E' lecito porsi il dubbio se sia possibile aiutare il coniuge sul luogo di lavoro, o se ciò configuri ipotesi sanzionabile di lavoro in nero.
E' il caso di lavoratori autonomi, titolari, ad esempio, di attività di ristorazione o albergatori, che occasionalmente vengono aiutati dai rispettivi coniugi, non loro dipendenti, nello svolgimento di attività riferibili all'attività di impresa.
Circa la configurabilità, o meno, di lavoro nero, è intervenuta recentemente la Corte di Cassazione, affermando un solco giuriprudenziale già percorso, secondo cui, tra persone legate da vincoli di parentela o di affinità, opera una presunzione di gratuità della prestazione lavorativa, che trova la sua fonte nella circostanza che la stessa viene resa normalmente affectionis vel benevolentiae causa.
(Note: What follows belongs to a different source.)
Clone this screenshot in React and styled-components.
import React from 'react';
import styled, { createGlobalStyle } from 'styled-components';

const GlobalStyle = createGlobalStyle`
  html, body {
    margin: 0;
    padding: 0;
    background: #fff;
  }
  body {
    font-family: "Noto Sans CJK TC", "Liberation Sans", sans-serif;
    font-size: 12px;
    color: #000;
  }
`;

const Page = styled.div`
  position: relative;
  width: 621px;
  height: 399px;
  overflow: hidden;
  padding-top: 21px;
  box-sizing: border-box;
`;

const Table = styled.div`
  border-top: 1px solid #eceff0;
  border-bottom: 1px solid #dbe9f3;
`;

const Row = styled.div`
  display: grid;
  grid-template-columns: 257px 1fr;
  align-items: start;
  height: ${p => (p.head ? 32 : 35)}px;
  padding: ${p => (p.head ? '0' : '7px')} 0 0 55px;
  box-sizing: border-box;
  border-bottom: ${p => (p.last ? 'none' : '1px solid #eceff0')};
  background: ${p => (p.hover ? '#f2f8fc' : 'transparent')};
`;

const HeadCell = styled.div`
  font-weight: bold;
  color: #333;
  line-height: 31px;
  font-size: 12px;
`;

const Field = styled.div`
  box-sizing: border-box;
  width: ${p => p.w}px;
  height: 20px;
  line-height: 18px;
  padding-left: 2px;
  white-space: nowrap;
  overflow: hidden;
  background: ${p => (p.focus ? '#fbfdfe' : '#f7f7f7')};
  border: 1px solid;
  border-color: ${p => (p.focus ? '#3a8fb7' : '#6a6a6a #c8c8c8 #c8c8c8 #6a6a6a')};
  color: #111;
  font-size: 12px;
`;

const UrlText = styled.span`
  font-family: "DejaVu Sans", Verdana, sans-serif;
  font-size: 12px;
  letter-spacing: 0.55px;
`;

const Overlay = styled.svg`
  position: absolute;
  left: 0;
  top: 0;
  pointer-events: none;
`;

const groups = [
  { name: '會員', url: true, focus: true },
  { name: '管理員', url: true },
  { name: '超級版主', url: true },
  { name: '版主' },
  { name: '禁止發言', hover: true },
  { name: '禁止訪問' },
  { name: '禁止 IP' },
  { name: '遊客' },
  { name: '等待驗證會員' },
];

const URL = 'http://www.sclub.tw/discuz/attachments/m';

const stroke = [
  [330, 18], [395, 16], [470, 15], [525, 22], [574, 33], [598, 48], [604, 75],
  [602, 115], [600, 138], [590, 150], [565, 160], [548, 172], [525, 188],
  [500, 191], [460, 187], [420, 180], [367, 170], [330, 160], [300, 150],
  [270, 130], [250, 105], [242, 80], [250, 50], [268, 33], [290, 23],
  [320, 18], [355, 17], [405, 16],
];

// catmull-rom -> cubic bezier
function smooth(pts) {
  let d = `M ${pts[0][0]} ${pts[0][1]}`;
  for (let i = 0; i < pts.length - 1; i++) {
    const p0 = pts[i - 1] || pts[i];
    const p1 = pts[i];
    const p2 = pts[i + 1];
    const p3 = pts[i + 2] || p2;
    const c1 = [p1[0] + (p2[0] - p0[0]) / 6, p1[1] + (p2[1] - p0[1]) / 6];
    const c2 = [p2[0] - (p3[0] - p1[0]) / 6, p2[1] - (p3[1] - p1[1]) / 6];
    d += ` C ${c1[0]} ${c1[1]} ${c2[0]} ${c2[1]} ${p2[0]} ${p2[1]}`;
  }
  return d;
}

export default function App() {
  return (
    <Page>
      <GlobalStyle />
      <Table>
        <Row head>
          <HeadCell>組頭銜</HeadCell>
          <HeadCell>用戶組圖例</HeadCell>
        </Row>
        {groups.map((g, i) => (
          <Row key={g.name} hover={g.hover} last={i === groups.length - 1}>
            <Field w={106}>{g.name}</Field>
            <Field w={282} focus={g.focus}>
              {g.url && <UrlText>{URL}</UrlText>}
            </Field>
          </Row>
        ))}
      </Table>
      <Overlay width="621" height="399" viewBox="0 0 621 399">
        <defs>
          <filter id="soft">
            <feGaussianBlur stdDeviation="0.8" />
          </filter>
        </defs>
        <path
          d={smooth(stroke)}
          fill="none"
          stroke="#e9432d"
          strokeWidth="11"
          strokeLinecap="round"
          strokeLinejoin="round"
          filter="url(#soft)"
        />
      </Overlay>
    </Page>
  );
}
In altre parole, sussiste la presunzione che tale collaborazione sia a titolo gratuito, in un normale rapporto di collaborazione familiare, con la conseguenza che, per superare tale presunzione, è necessario fornire la prova rigorosa degli elementi tipici della subordinazione, tra i quali, soprattutto, l'assoggettamento al potere direttivo organizzativo altrui e l'onerosità.